→ **INSTRUCTIONS FOR THE TASK**
Sort through the entries below and pull out lines containing the word "screenshot".

-- Begin MATERIAL TO PROCESS --

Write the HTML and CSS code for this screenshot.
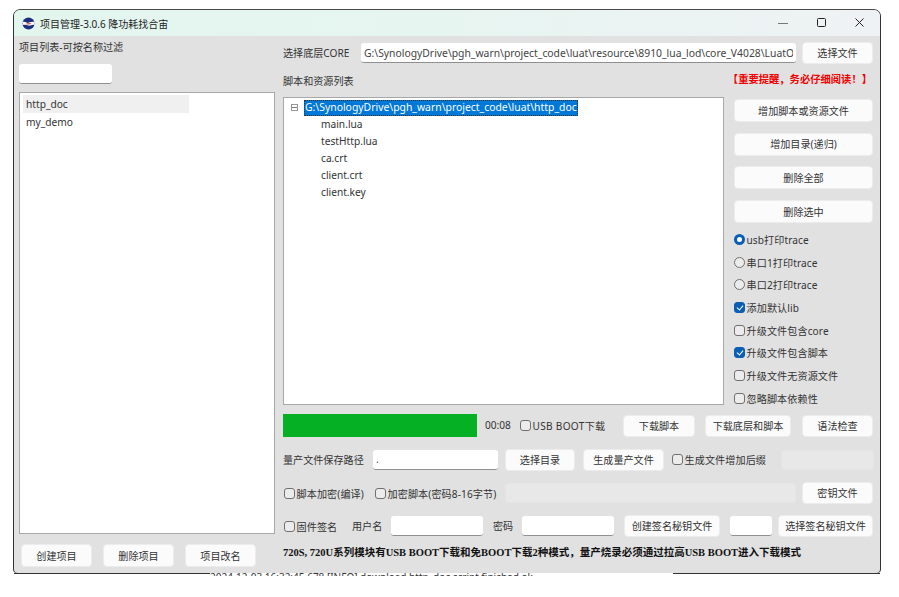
FILE: index.html
```html
<!DOCTYPE html>
<html lang="zh-CN">
<head>
    <meta charset="UTF-8">
    <title>项目管理-3.0.6 降功耗找合宙</title>
    <link rel="stylesheet" href="styles.css">
</head>
<body>
    <div class="window">
        <div class="titlebar">
            <svg class="app-icon" width="13" height="13" viewBox="0 0 13 13">
                <circle cx="6.5" cy="6.5" r="6" fill="#1c2f7c"/>
                <path d="M0.5 5.2 C3 3.8 5 6.8 7 5.6 C9 4.6 11 4.4 12.5 5.2 L12.5 8 C10 7.4 8.5 9 6.5 8.6 C4 8 2 7.4 0.8 8.2 Z" fill="#ffffff"/>
                <path d="M4.4 6.6 L8.6 5.9 L8.6 7.2 L4.4 7.6 Z" fill="#d8352f"/>
            </svg>
            <span class="title">项目管理-3.0.6 降功耗找合宙</span>
            <div class="controls">
                <svg width="12" height="12" viewBox="0 0 12 12"><path d="M1 6.5 H11" stroke="#777" stroke-width="1" fill="none"/></svg>
                <svg width="12" height="12" viewBox="0 0 12 12"><rect x="2.5" y="1.5" width="8" height="8" rx="1" stroke="#222" stroke-width="1" fill="none"/></svg>
                <svg width="12" height="12" viewBox="0 0 12 12"><path d="M2.5 1.5 L10.5 9.5 M10.5 1.5 L2.5 9.5" stroke="#222" stroke-width="1" fill="none"/></svg>
            </div>
        </div>

        <div class="main">
            <div class="left">
                <div class="left-label">项目列表-可按名称过滤</div>
                <input type="text" class="field filter">
                <div class="project-list">
                    <div class="project selected">http_doc</div>
                    <div class="project">my_demo</div>
                </div>
                <div class="left-buttons">
                    <button class="btn">创建项目</button>
                    <button class="btn">删除项目</button>
                    <button class="btn">项目改名</button>
                </div>
            </div>

            <div class="right">
                <div class="row core-row">
                    <span class="label core-label">选择底层CORE</span>
                    <input type="text" class="field core-path" value="G:\SynologyDrive\pgh_warn\project_code\luat\resource\8910_lua_lod\core_V4028\LuatOS-Air_V4028_RDA8910.pac">
                    <button class="btn w71">选择文件</button>
                </div>
                <div class="row list-head">
                    <span class="label">脚本和资源列表</span>
                    <span class="warning">【重要提醒，务必仔细阅读！】</span>
                </div>

                <div class="work">
                    <div class="tree">
                        <div class="tree-root">
                            <span class="minus"></span>
                            <span class="tree-selected">G:\SynologyDrive\pgh_warn\project_code\luat\http_doc</span>
                        </div>
                        <div class="tree-item">main.lua</div>
                        <div class="tree-item">testHttp.lua</div>
                        <div class="tree-item">ca.crt</div>
                        <div class="tree-item">client.crt</div>
                        <div class="tree-item">client.key</div>
                    </div>
                    <div class="side">
                        <div class="side-buttons">
                            <button class="btn">增加脚本或资源文件</button>
                            <button class="btn">增加目录(递归)</button>
                            <button class="btn">删除全部</button>
                            <button class="btn">删除选中</button>
                        </div>
                        <div class="options">
                            <label class="opt"><input type="radio" name="trace" checked>usb打印trace</label>
                            <label class="opt"><input type="radio" name="trace">串口1打印trace</label>
                            <label class="opt"><input type="radio" name="trace">串口2打印trace</label>
                            <label class="opt"><input type="checkbox" checked>添加默认lib</label>
                            <label class="opt"><input type="checkbox">升级文件包含core</label>
                            <label class="opt"><input type="checkbox" checked>升级文件包含脚本</label>
                            <label class="opt"><input type="checkbox">升级文件无资源文件</label>
                            <label class="opt"><input type="checkbox">忽略脚本依赖性</label>
                        </div>
                    </div>
                </div>

                <div class="row progress-row">
                    <div class="progress"></div>
                    <span class="label time">00:08</span>
                    <label class="opt usb-boot"><input type="checkbox">USB BOOT下载</label>
                    <button class="btn w72">下载脚本</button>
                    <button class="btn w86">下载底层和脚本</button>
                    <button class="btn w71">语法检查</button>
                </div>

                <div class="row save-row">
                    <span class="label save-label">量产文件保存路径</span>
                    <input type="text" class="field save-path" value=".">
                    <button class="btn w70">选择目录</button>
                    <button class="btn w81">生成量产文件</button>
                    <label class="opt suffix"><input type="checkbox">生成文件增加后缀</label>
                    <input type="text" class="field off suffix-field" disabled>
                </div>

                <div class="row encrypt-row">
                    <label class="opt enc1"><input type="checkbox">脚本加密(编译)</label>
                    <label class="opt enc2"><input type="checkbox">加密脚本(密码8-16字节)</label>
                    <input type="text" class="field off enc-field" disabled>
                    <button class="btn w71">密钥文件</button>
                </div>

                <div class="row sign-row">
                    <label class="opt sign"><input type="checkbox">固件签名</label>
                    <span class="label user-label">用户名</span>
                    <input type="text" class="field w92">
                    <span class="label pass-label">密码</span>
                    <input type="text" class="field w92">
                    <button class="btn w96">创建签名秘钥文件</button>
                    <input type="text" class="field w42">
                    <button class="btn w95">选择签名秘钥文件</button>
                </div>

                <div class="notice">720S, 720U系列模块有USB BOOT下载和免BOOT下载2种模式，量产烧录必须通过拉高USB BOOT进入下载模式</div>
            </div>
        </div>
    </div>
    <div class="under">
        <div class="edge w196"></div>
        <div class="behind">2024-12-03 16:32:45.678 [INFO] download http_doc script finished ok</div>
        <div class="edge w207"></div>
    </div>
</body>
</html>
```

FILE: styles.css
```css
* {
    margin: 0;
    padding: 0;
    box-sizing: border-box;
}

body {
    background: white;
    font-family: "Noto Sans", "Noto Sans CJK SC", sans-serif;
    font-size: 10.1px;
    color: #333;
}

.window {
    width: 866px;
    height: 563px;
    margin: 10px 0 0 14px;
    background: #e1e1e1;
    border-radius: 6px 6px 4px 4px;
    box-shadow: 0 -1px 0 #4a4a4a, -1px 0 0 #333, 1px 0 0 #333;
    overflow: hidden;
}

.titlebar {
    height: 26px;
    display: flex;
    align-items: center;
    padding-left: 8px;
    background: linear-gradient(90deg, #e2f6ee 0%, #e6f5f0 45%, #eff2f4 100%);
}

.app-icon {
    margin-right: 5px;
}

.title {
    color: #222;
    font-size: 10px;
}

.controls {
    margin-left: auto;
    display: flex;
    gap: 26px;
    padding-right: 15px;
}

.main {
    display: flex;
    height: 537px;
}

.left {
    margin-left: 5px;
    margin-right: 8px;
    width: 256px;
    display: flex;
    flex-direction: column;
    padding-top: 4px;
}

.left-label {
    height: 14px;
    line-height: 14px;
}

.filter {
    width: 93px;
    height: 21px;
    margin-top: 10px;
}

.project-list {
    flex: 1;
    margin-top: 8px;
    padding: 2px 3px;
    background: white;
    border: 1px solid #a8a8a8;
}

.project {
    height: 18px;
    line-height: 18px;
    padding-left: 3px;
    width: 166px;
    font-size: 10.2px;
}

.project.selected {
    background: #f0f0f0;
}

.left-buttons {
    display: flex;
    gap: 11px;
    padding: 10px 0 6px 2px;
}

.left-buttons .btn {
    width: 71px;
    height: 23px;
}

.btn {
    height: 22px;
    flex: none;
    padding-bottom: 1px;
    background: #fbfbfb;
    border: 1px solid #ececec;
    border-radius: 4px;
    font-family: inherit;
    font-size: 10.1px;
    color: #333;
}

.field {
    height: 20px;
    flex: none;
    background: white;
    border: none;
    border-bottom: 1px solid #8f8f8f;
    border-radius: 3px;
    padding: 0 3px;
    font-family: inherit;
    font-size: 10.35px;
    color: #444;
    outline: none;
}

.field.off {
    background: #e8e8e8;
    border: 1px solid #e5e5e5;
}

.right {
    width: 591px;
    padding-top: 6px;
}

.row {
    display: flex;
    align-items: center;
}

.label {
    flex: none;
    padding-bottom: 1px;
}

.core-row {
    height: 22px;
}

.core-label {
    width: 78px;
}

.core-path {
    width: 435px;
    margin-right: 6px;
}

.list-head {
    height: 16px;
    margin-top: 9px;
    justify-content: space-between;
    padding-right: 2px;
}

.warning {
    margin-bottom: 5px;
    font-family: "Liberation Serif", "Noto Sans CJK SC", serif;
    font-weight: bold;
    font-size: 10.3px;
    color: #f00000;
}

.work {
    display: flex;
    gap: 10px;
    margin-top: 8px;
}

.tree {
    width: 441px;
    height: 308px;
    flex: none;
    background: white;
    border: 1px solid #a8a8a8;
    padding-top: 1px;
}

.tree-root {
    height: 17px;
    display: flex;
    align-items: center;
    padding-left: 7px;
}

.minus {
    width: 7px;
    height: 7px;
    margin-right: 6px;
    border: 1px solid #9a9a9a;
    background: linear-gradient(#777, #777) center / 5px 1px no-repeat;
}

.tree-selected {
    height: 16px;
    line-height: 15px;
    padding: 0 1px;
    background: #0078d7;
    color: white;
    outline: 1px dotted #333;
    outline-offset: -1px;
    font-size: 10.4px;
}

.tree-item {
    height: 17px;
    line-height: 16px;
    padding-left: 37px;
    font-size: 10.2px;
}

.side {
    width: 140px;
    padding-top: 2px;
}

.side-buttons {
    display: flex;
    flex-direction: column;
    gap: 10.7px;
}

.side-buttons .btn {
    width: 139px;
    height: 23px;
}

.options {
    display: flex;
    flex-direction: column;
    gap: 8.66px;
    margin-top: 9.5px;
}

.opt {
    display: flex;
    align-items: center;
    gap: 1.5px;
    height: 14px;
    flex: none;
    white-space: nowrap;
    letter-spacing: 0.1px;
}

.opt input {
    appearance: none;
    position: relative;
    width: 11px;
    height: 11px;
    flex: none;
    background: #ececec;
    border: 1px solid #707070;
    border-radius: 3px;
}

.opt input[type="radio"] {
    border-radius: 50%;
}

.opt input[type="radio"]:checked {
    background: white;
    border: 3.5px solid #0a5fb4;
}

.opt input[type="checkbox"]:checked {
    background: #0a5fb4;
    border-color: #0a5fb4;
}

.opt input[type="checkbox"]:checked::after {
    content: "";
    position: absolute;
    left: 2.5px;
    top: 1px;
    width: 3px;
    height: 5px;
    border: solid white;
    border-width: 0 1px 1px 0;
    transform: rotate(40deg);
}

.progress-row {
    height: 23px;
    margin-top: 9px;
}

.progress {
    width: 194px;
    height: 23px;
    background: #06b025;
}

.time {
    margin-left: 8px;
    width: 35px;
}

.usb-boot {
    width: 103px;
    letter-spacing: 0.3px;
}

.progress-row .btn {
    margin-right: 10px;
}

.progress-row .btn:last-child {
    margin-right: 0;
    margin-left: 1px;
}

.save-row {
    height: 21px;
    margin-top: 12px;
}

.save-label {
    width: 90px;
}

.save-path {
    width: 125px;
    margin-right: 7px;
}

.save-row .w70 {
    margin-right: 8px;
}

.save-row .w81 {
    margin-right: 8px;
}

.suffix {
    width: 109px;
}

.suffix-field {
    width: 93px;
}

.encrypt-row {
    height: 22px;
    margin-top: 12px;
}

.enc1 {
    width: 91px;
    padding-left: 1px;
}

.enc2 {
    width: 131px;
    padding-left: 1px;
}

.enc-field {
    width: 291px;
    margin-right: 6px;
}

.sign-row {
    height: 22px;
    margin-top: 11px;
}

.sign {
    width: 69px;
    padding-left: 1px;
}

.user-label {
    width: 39px;
}

.pass-label {
    width: 39px;
    padding-left: 10px;
}

.sign-row .btn {
    margin-left: 10px;
}

.sign-row .field.w42 {
    margin-left: 10px;
}

.sign-row .w95 {
    margin-left: 6px;
}

.notice {
    margin-top: 8px;
    height: 16px;
    line-height: 15px;
    font-family: "Liberation Serif", "Noto Sans CJK SC", serif;
    font-weight: bold;
    font-size: 10.5px;
    color: #111;
    white-space: nowrap;
}

.w42 { width: 42px; }
.w70 { width: 70px; }
.w71 { width: 71px; }
.w72 { width: 72px; }
.w81 { width: 81px; }
.w86 { width: 86px; }
.w92 { width: 92px; }
.w95 { width: 95px; }
.w96 { width: 96px; }

.under {
    display: flex;
    margin-left: 14px;
    width: 866px;
    height: 4px;
    overflow: hidden;
}

.edge {
    height: 1px;
    flex: none;
    background: #333;
}

.w196 { width: 196px; }
.w207 { width: 207px; }

.behind {
    width: 463px;
    flex: none;
    height: 3px;
    overflow: hidden;
    white-space: nowrap;
    font-size: 10px;
    line-height: 9px;
    color: #333;
}
```
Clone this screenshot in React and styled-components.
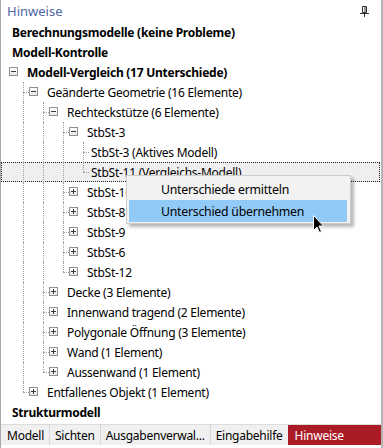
import styled, { createGlobalStyle } from "styled-components";

const GlobalStyle = createGlobalStyle`
    html, body {
        margin: 0;
        padding: 0;
        background: #ffffff;
    }
    body {
        font-family: "Noto Sans", "Open Sans", sans-serif;
        font-size: 12px;
        letter-spacing: -0.25px;
        color: #000;
    }
`;

const StyledPanel = styled.div`
    position: relative;
    width: 383px;
    height: 448px;
    box-sizing: border-box;
    border-left: 1px solid #a9a9a9;
    border-right: 2px solid #b4b4b4;
    background: #ffffff;
    display: flex;
    flex-direction: column;
    overflow: hidden;
`;

const StyledHeader = styled.div`
    height: 23px;
    display: flex;
    align-items: center;
    justify-content: space-between;
    padding: 0 12px 0 6px;
    font-size: 13px;
    letter-spacing: 0;
    color: #4e67a3;
`;

const StyledTree = styled.div`
    flex: 1;
    display: flex;
    flex-direction: column;
`;

const StyledRow = styled.div`
    position: relative;
    height: 20px;
    display: flex;
    align-items: center;
    box-sizing: border-box;
    padding-left: ${(p) => p.$textLeft}px;
    font-weight: ${(p) => (p.$bold ? 700 : 400)};
    background: ${(p) => (p.$selected ? "#efefef" : "transparent")};
    border: 1px dotted ${(p) => (p.$selected ? "#222" : "transparent")};
    margin-right: 1px;
    white-space: nowrap;
`;

const StyledGuide = styled.span`
    position: absolute;
    left: ${(p) => p.$x - 1}px;
    top: -1px;
    height: ${(p) => (p.$half ? "10px" : "20px")};
    border-left: 1px dotted #a0a0a0;
`;

const StyledStub = styled.span`
    position: absolute;
    left: ${(p) => p.$x - 1}px;
    top: 9px;
    width: 6px;
    border-top: 1px dotted #a0a0a0;
`;

const StyledBox = styled.span`
    position: absolute;
    left: ${(p) => p.$x - 1}px;
    top: 4px;
    width: 9px;
    height: 9px;
    box-sizing: border-box;
    border: 1px solid #919191;
    background: linear-gradient(#ffffff, #e9e9e9);

    &::before {
        content: "";
        position: absolute;
        left: 1px;
        top: 3px;
        width: 5px;
        height: 1px;
        background: #3a3a3a;
    }
    &::after {
        content: "";
        position: absolute;
        left: 3px;
        top: 1px;
        width: 1px;
        height: 5px;
        background: #3a3a3a;
        display: ${(p) => (p.$open ? "none" : "block")};
    }
`;

const StyledMenu = styled.div`
    position: absolute;
    left: 125px;
    top: 175px;
    width: 225px;
    box-sizing: border-box;
    padding: 2px 3px 1px 2px;
    background: #f2f2f2;
    border: 1px solid #cccccc;
    box-shadow: 3px 3px 3px rgba(0, 0, 0, 0.28);
    display: flex;
    flex-direction: column;
`;

const StyledMenuItem = styled.div`
    height: 22px;
    display: flex;
    align-items: center;
    padding-left: 32px;
    background: ${(p) => (p.$active ? "#91c9f7" : "transparent")};
    font-size: 12.3px;
`;

const StyledCursor = styled.svg`
    position: absolute;
    left: 312px;
    top: 215px;
`;

const StyledTabBar = styled.div`
    height: 20px;
    margin-top: 2px;
    margin-bottom: 3px;
    display: flex;
    align-items: stretch;
    background: #f0f0f0;
    border-top: 1px solid #dcdcdc;
`;

const StyledTab = styled.div`
    display: flex;
    align-items: center;
    padding: 0 ${(p) => (p.$active ? 6 : 5)}px;
    color: ${(p) => (p.$active ? "#ffffff" : "#000")};
    background: ${(p) => (p.$active ? "#aa1b25" : "transparent")};
    border-left: 1px solid ${(p) => (p.$first || p.$active ? "transparent" : "#d6d6d6")};
    flex: ${(p) => (p.$active ? 1 : "none")};
`;

const rows = [
    { level: 0, text: "Berechnungsmodelle (keine Probleme)", bold: true },
    { level: 0, text: "Modell-Kontrolle", bold: true },
    { level: 0, text: "Modell-Vergleich (17 Unterschiede)", bold: true, box: "open" },
    { level: 1, text: "Geänderte Geometrie (16 Elemente)", box: "open" },
    { level: 2, text: "Rechteckstütze (6 Elemente)", box: "open" },
    { level: 3, text: "StbSt-3", box: "open" },
    { level: 4, text: "StbSt-3 (Aktives Modell)" },
    { level: 4, text: "StbSt-11 (Vergleichs-Modell)", selected: true },
    { level: 3, text: "StbSt-10", box: "closed" },
    { level: 3, text: "StbSt-8", box: "closed" },
    { level: 3, text: "StbSt-9", box: "closed" },
    { level: 3, text: "StbSt-6", box: "closed" },
    { level: 3, text: "StbSt-12", box: "closed" },
    { level: 2, text: "Decke (3 Elemente)", box: "closed" },
    { level: 2, text: "Innenwand tragend (2 Elemente)", box: "closed" },
    { level: 2, text: "Polygonale Öffnung (3 Elemente)", box: "closed" },
    { level: 2, text: "Wand (1 Element)", box: "closed" },
    { level: 2, text: "Aussenwand (1 Element)", box: "closed" },
    { level: 1, text: "Entfallenes Objekt (1 Element)", box: "closed" },
    { level: 0, text: "Strukturmodell", bold: true },
];

// gibt es weiter unten noch einen Knoten auf dieser Ebene (vor einem Elternwechsel)?
const hasNextAt = (i, level) => {
    for (let j = i + 1; j < rows.length; j++) {
        if (rows[j].level < level) return false;
        if (rows[j].level === level) return true;
    }
    return false;
};

const tabs = ["Modell", "Sichten", "Ausgabenverwal...", "Eingabehilfe", "Hinweise"];

const TreeRow = ({ row, index }) => {
    const { level, box } = row;
    let textLeft = 10;
    if (level === 0 && box) textLeft = 25;
    if (level > 0) textLeft = box ? 25 + 20 * level : 9 + 20 * level;

    const guides = [];
    for (let k = 1; k < level; k++) {
        if (hasNextAt(index, k)) guides.push(<StyledGuide key={k} $x={2 + 20 * k} />);
    }

    return (
        <StyledRow $textLeft={textLeft} $bold={row.bold} $selected={row.selected}>
            {guides}
            {level > 0 && (
                <>
                    <StyledGuide $x={2 + 20 * level} $half={!hasNextAt(index, level)} />
                    <StyledStub $x={2 + 20 * level} />
                </>
            )}
            {box && <StyledBox $x={8 + 20 * level} $open={box === "open"} />}
            {row.text}
        </StyledRow>
    );
};

const App = () => {
    return (
        <>
            <GlobalStyle />
            <StyledPanel>
                <StyledHeader>
                    <span>Hinweise</span>
                    <svg width="9" height="11" viewBox="0 0 9 11">
                        <path d="M2.5 0.5h4v6h-4z" fill="none" stroke="#333" />
                        <path d="M5 1v5.5" stroke="#333" />
                        <path d="M0 7.5h9" stroke="#333" />
                        <path d="M4.5 8v3" stroke="#333" />
                    </svg>
                </StyledHeader>
                <StyledTree>
                    {rows.map((r, i) => (
                        <TreeRow key={i} row={r} index={i} />
                    ))}
                </StyledTree>
                <StyledTabBar>
                    {tabs.map((t, i) => (
                        <StyledTab key={t} $first={i === 0} $active={t === "Hinweise"}>
                            {t}
                        </StyledTab>
                    ))}
                </StyledTabBar>

                <StyledMenu>
                    <StyledMenuItem>Unterschiede ermitteln</StyledMenuItem>
                    <StyledMenuItem $active>Unterschied übernehmen</StyledMenuItem>
                </StyledMenu>
                <StyledCursor width="12" height="19" viewBox="0 0 12 19">
                    <path
                        d="M0.5 0.5 L0.5 15.5 L4 12 L6.5 17.5 L8.5 16.5 L6 11 L10.5 11 Z"
                        fill="#000"
                        stroke="#fff"
                        strokeWidth="1"
                    />
                </StyledCursor>
            </StyledPanel>
        </>
    );
};

export default App;
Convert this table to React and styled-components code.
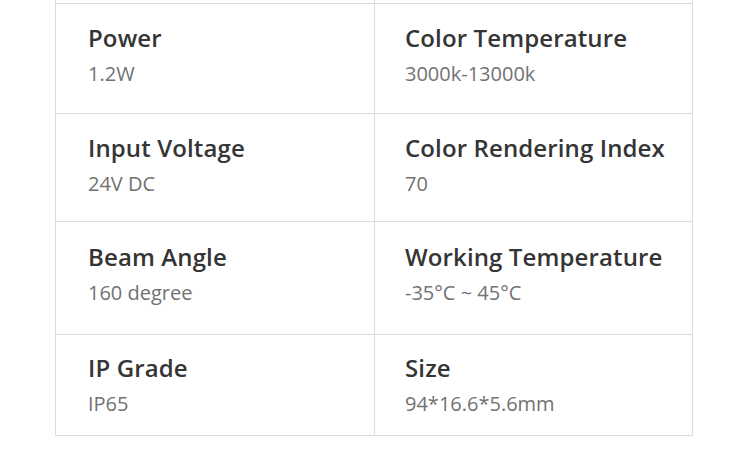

-- End MATERIAL TO PROCESS --

→ **IN RESPONSE**
Write the HTML and CSS code for this screenshot.
Clone this screenshot in React and styled-components.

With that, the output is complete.